This is part of a series called Focal Point, in which we ask a range of Harvard faculty members to answer the same question.
Question: If you were to write a letter to your students, what would you want them to know?
The start of a new academic term always fills me with excitement and eager anticipation of who will join me in my courses and where our discussions will take us. I care deeply about my students having agency not only to pursue acts of learning, but also to shape the course and our class learning community. I believe that offering students opportunities to shape the course at least in some way helps you become the kind of agentic individuals, which are central to the functioning of liberal democracies and open-market economies. It also helps you to engage more purposefully with your own learning and the way the course aligns with your wider educational and professional goals. When you are offered opportunities to take part in course development, even if only by filling in the mid-term course evaluations, don’t hold back.

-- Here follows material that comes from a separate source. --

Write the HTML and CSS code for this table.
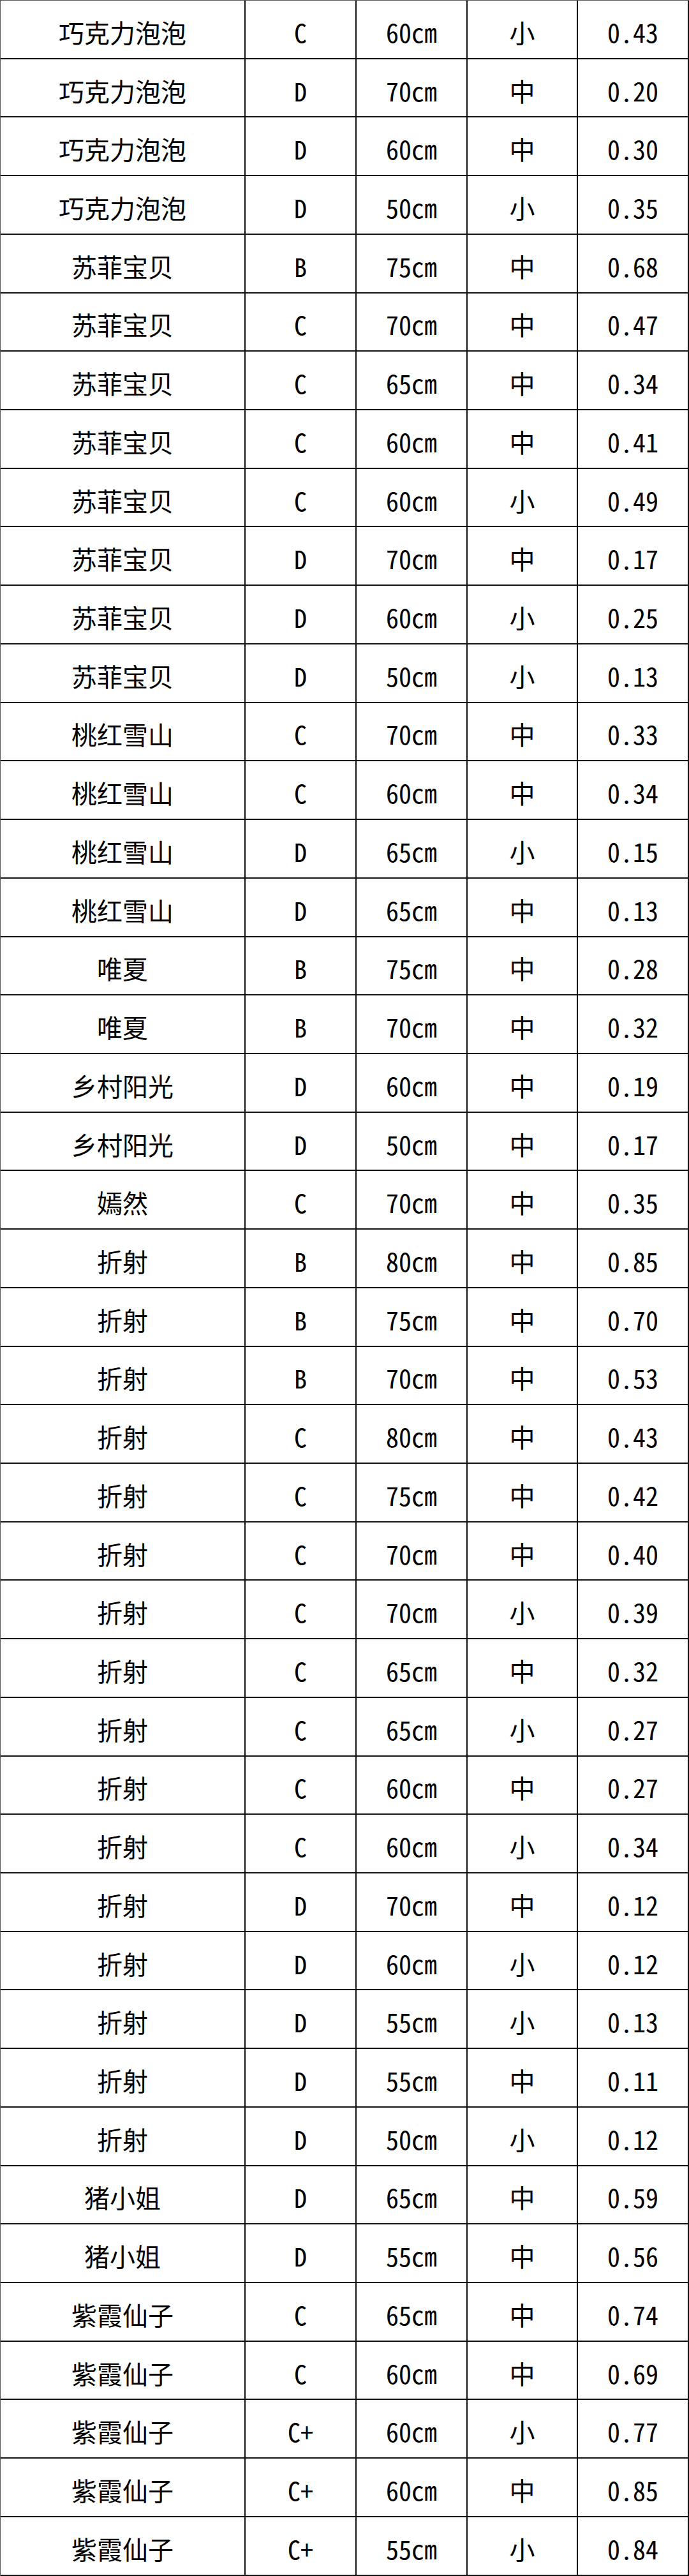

The same advice goes for when you see opportunities or needs for changes in campus life. I have observed with admiration how my own students have brought about changes on campus. Notably, the First-Year Retreat and Experience (FYRE) pre-orientation program was created by students. Short of starting something new, there are many high-impact opportunities to serve and shape the Harvard community. Students in my higher-education courses have shown me the impact “student administrators” can have on experiences of their peers while interning at the Women’s Center, the Office of Student Life, Phillips Brooks House Association, in peer education programs, as coordinators of pre-orientation programs, members of House Committees, Undergraduate Council or Honor Council, Peer Diversity Fellows, Peer Advising Fellows, or Grille managers. And student athletes, artists, journalists, researchers, and teaching assistants, and leaders of some of the many groups on campus have shown me not only that students can connect their extracurricular engagements to course learning, but also that these roles make them more self-regulated, self-directed learners, and more involved in construction of knowledge in the courses.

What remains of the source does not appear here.